Last Publication PJVP

Panadès I Blas, Xavier, Roland Baddeley & John Fennell. 2021. Testing the Utility of Gaussian Mixture Models in Parataxonomic Classification of Fossil Eggs. – Palarch’s Journal of Vertebrate Palaeontology 17(3) (2021).

Fossil eggs and eggshells are very seldom associated with skeletal or dermal remains and can rarely be assigned taxonomically. This has resulted in oologists creating an alternative classification system for fossil eggs and eggshells: the parataxonomy of fossil eggs. Under parataxonomy, fossil eggs are classified in oospecies, oogenera and oofamilies according to qualitative microstructural characters (e.g. shape of the shell units and ornamentation) and highly heritable quantitative characters (e.g. height of unit, HU, and width of unit, WU). Megaloolithus oospecies is an egg type previously partially attributed to both titanosaurian and hadrosaurid dinosaurs.
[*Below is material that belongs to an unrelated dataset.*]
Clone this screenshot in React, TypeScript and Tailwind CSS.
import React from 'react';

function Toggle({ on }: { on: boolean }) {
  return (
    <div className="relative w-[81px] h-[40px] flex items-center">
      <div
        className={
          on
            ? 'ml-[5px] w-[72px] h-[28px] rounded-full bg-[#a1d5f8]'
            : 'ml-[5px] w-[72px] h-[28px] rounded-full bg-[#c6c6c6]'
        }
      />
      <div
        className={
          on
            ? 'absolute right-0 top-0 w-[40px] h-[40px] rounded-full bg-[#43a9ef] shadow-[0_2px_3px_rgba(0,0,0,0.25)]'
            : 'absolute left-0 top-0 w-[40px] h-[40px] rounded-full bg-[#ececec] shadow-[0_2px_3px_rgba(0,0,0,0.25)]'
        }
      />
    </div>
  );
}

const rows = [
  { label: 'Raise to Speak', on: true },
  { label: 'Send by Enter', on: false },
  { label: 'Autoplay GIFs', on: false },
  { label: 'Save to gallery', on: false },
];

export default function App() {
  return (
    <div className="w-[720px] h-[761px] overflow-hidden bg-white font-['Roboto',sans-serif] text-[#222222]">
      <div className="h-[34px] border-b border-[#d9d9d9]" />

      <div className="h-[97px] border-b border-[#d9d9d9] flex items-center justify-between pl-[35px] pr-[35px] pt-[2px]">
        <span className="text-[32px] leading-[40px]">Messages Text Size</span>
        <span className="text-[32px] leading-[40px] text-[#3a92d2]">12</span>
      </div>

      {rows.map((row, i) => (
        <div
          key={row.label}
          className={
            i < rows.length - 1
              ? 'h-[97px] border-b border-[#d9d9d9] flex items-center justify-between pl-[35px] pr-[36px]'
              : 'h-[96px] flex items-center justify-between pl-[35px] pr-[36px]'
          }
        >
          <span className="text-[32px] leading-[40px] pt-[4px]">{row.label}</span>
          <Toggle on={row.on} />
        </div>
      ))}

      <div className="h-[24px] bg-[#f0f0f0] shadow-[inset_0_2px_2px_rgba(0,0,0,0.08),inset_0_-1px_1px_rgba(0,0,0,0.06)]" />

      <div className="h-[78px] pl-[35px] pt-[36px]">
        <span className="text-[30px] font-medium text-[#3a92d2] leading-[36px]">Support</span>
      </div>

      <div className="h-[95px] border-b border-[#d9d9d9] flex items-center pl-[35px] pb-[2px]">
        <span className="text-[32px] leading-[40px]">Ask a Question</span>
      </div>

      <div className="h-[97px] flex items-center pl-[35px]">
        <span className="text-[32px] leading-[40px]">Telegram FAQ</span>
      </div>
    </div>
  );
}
These oospecies are defined by the shape of their units and the quantification of the morphometric variation and variability of their microstructures (HU and WU of eggshell units). Two competing interpretations of the observed morphological variation of the eggshell units have been proposed: 1) different megaloolithic morphologies are indicative of different dinosaur species; and 2) the same dinosaur species was responsible for all the variation seen in megaloolithic eggshell units. In this study, a Gaussian mixture model was applied to test both interpretations. This probabilistic model assumes all the data points are generated from a mixture of a finite number of Gaussian distributions with unknown parameters. We compared the morphometric distributions of HU and WU in eggshells, eggs and clutches belonging to six Megaloolithus oospecies from Catalonia to the defined morphometric variation seen in the eggshell microstructures of two extant turtle species and two crocodile species. The resulting Gaussian model was best defined for four distributions of HU and WU representing the extant turtle and crocodile oospecies, and three distributions consisting of one or more Megaloolithus oospecies. It was inferred that Megaloolithus oospecies from the Late Cretaceous of Catalonia depict the polymorphism of a monotypic taxon and were laid by a single dinosaur species.